Aim of the exercise
Select all lines with the string "Give" in them, and copy those lines.

———

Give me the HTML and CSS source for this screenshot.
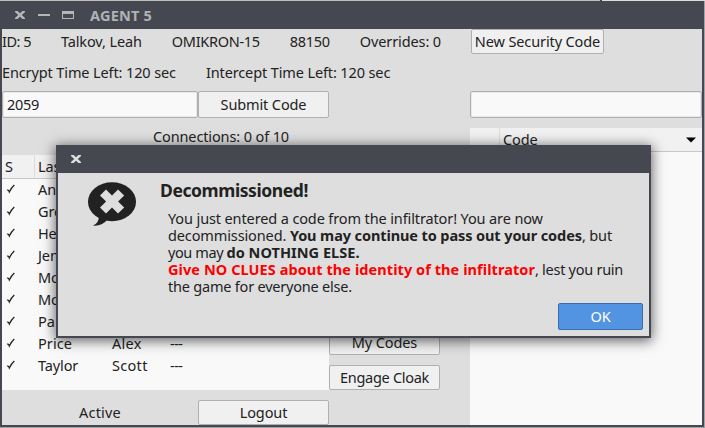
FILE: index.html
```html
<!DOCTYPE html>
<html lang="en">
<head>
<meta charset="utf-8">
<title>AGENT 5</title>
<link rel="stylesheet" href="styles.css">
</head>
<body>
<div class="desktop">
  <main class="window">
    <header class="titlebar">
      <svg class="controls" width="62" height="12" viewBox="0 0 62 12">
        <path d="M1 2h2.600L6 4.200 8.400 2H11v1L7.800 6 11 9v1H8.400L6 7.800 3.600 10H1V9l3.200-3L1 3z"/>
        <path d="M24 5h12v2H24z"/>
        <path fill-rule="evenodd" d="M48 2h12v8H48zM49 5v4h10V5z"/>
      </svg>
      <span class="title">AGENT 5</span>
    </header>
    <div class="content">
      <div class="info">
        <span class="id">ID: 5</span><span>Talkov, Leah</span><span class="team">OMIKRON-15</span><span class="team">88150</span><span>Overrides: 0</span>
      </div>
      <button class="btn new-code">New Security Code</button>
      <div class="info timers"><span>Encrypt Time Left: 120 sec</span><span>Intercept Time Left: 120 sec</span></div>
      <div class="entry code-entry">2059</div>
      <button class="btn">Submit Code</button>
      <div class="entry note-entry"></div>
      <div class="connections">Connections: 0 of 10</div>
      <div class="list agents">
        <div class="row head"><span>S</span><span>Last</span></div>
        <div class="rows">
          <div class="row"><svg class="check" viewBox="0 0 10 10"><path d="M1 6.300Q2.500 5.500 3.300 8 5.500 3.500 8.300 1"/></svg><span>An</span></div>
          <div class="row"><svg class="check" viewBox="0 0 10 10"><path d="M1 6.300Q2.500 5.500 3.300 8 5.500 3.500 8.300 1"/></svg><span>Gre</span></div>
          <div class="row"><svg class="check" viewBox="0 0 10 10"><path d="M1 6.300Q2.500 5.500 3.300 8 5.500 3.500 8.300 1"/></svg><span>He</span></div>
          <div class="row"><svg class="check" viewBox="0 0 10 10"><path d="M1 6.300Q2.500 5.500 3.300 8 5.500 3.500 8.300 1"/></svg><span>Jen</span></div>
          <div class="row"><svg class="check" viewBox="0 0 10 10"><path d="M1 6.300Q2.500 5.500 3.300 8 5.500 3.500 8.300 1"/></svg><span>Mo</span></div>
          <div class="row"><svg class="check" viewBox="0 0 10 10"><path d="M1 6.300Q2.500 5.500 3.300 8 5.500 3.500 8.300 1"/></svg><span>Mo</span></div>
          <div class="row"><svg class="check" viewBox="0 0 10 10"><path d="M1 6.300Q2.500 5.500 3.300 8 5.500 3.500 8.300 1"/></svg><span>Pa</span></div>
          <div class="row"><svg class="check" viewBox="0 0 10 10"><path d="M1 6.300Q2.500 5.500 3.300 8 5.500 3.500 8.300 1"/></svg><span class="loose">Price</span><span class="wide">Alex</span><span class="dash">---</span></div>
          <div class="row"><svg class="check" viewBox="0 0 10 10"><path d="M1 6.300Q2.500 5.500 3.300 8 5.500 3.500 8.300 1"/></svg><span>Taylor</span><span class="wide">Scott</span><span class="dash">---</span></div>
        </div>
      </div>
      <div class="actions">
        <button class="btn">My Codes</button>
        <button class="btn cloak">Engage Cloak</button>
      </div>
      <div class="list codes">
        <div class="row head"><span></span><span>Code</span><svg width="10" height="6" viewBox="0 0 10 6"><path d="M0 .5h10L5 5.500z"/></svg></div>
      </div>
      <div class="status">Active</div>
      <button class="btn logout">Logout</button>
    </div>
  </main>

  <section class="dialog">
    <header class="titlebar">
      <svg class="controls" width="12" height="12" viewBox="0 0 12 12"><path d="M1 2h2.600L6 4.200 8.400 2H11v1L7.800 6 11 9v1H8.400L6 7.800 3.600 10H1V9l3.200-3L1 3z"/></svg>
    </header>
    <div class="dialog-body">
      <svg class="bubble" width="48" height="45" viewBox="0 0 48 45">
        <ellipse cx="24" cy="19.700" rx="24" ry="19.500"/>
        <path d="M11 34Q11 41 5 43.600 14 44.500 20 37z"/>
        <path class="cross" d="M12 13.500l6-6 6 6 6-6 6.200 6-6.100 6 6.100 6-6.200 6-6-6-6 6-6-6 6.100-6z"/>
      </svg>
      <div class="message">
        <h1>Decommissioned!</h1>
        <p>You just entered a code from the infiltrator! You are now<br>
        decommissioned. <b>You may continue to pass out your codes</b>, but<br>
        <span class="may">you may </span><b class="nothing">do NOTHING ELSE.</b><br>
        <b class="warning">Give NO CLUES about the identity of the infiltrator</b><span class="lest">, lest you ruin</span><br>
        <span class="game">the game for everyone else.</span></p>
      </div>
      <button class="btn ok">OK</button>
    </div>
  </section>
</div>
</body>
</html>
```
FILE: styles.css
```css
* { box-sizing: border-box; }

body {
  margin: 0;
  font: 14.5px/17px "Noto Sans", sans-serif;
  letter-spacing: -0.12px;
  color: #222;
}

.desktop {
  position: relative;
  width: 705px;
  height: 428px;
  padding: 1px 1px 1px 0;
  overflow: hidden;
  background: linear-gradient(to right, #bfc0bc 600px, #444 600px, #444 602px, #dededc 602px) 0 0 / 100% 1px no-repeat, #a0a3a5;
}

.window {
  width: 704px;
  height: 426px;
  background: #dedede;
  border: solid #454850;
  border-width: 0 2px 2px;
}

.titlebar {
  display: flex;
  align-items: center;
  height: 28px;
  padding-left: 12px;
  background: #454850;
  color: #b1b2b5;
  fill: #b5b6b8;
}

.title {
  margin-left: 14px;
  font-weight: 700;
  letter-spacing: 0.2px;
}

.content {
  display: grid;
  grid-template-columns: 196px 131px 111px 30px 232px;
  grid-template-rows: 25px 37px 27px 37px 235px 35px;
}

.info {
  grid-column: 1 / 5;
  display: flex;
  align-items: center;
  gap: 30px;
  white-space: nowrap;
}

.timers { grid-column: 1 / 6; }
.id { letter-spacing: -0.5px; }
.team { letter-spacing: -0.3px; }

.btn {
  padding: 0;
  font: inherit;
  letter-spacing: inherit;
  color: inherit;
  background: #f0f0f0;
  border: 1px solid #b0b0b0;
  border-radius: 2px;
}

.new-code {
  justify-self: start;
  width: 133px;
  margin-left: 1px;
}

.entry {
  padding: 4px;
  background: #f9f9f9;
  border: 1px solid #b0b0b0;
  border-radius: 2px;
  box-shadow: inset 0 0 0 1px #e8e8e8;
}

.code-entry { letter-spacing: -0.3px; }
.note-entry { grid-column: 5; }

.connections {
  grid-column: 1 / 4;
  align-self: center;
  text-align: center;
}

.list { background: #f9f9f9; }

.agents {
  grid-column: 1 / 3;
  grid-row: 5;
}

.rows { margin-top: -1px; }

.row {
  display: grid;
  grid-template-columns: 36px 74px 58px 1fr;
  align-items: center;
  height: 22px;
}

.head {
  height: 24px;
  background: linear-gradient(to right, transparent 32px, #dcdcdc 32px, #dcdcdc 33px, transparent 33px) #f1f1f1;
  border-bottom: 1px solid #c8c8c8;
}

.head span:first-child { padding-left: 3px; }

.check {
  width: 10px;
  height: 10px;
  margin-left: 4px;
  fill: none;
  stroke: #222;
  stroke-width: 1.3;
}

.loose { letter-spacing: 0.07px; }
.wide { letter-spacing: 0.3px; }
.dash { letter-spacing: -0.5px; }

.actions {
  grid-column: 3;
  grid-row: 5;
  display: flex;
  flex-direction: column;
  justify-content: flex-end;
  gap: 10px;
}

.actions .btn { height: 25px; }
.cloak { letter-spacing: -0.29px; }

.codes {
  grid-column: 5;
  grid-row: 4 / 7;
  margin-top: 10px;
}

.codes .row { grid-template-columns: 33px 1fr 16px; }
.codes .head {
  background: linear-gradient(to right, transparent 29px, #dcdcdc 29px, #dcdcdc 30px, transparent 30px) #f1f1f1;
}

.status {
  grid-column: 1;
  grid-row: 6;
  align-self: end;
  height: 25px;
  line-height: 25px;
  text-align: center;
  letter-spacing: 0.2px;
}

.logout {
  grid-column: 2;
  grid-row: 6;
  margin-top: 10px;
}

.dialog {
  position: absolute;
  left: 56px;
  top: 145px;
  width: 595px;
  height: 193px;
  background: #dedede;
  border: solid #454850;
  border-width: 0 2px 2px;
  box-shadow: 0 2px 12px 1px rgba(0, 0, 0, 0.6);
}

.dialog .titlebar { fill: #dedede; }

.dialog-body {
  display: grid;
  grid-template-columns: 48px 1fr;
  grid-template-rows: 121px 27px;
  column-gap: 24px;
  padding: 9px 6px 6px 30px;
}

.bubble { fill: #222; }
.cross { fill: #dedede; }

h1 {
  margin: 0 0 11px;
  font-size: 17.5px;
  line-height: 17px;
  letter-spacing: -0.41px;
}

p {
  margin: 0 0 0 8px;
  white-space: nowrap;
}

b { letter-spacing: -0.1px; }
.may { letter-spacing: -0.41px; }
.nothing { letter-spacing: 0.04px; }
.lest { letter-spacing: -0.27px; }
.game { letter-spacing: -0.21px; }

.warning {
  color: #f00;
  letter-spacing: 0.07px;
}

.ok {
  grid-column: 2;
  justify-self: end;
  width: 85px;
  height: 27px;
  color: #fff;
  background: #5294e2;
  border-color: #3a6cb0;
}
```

———

Answer to this exercise
Give me the HTML and CSS source for this screenshot.
        <b class="warning">Give NO CLUES about the identity of the infiltrator</b><span class="lest">, lest you ruin</span><br>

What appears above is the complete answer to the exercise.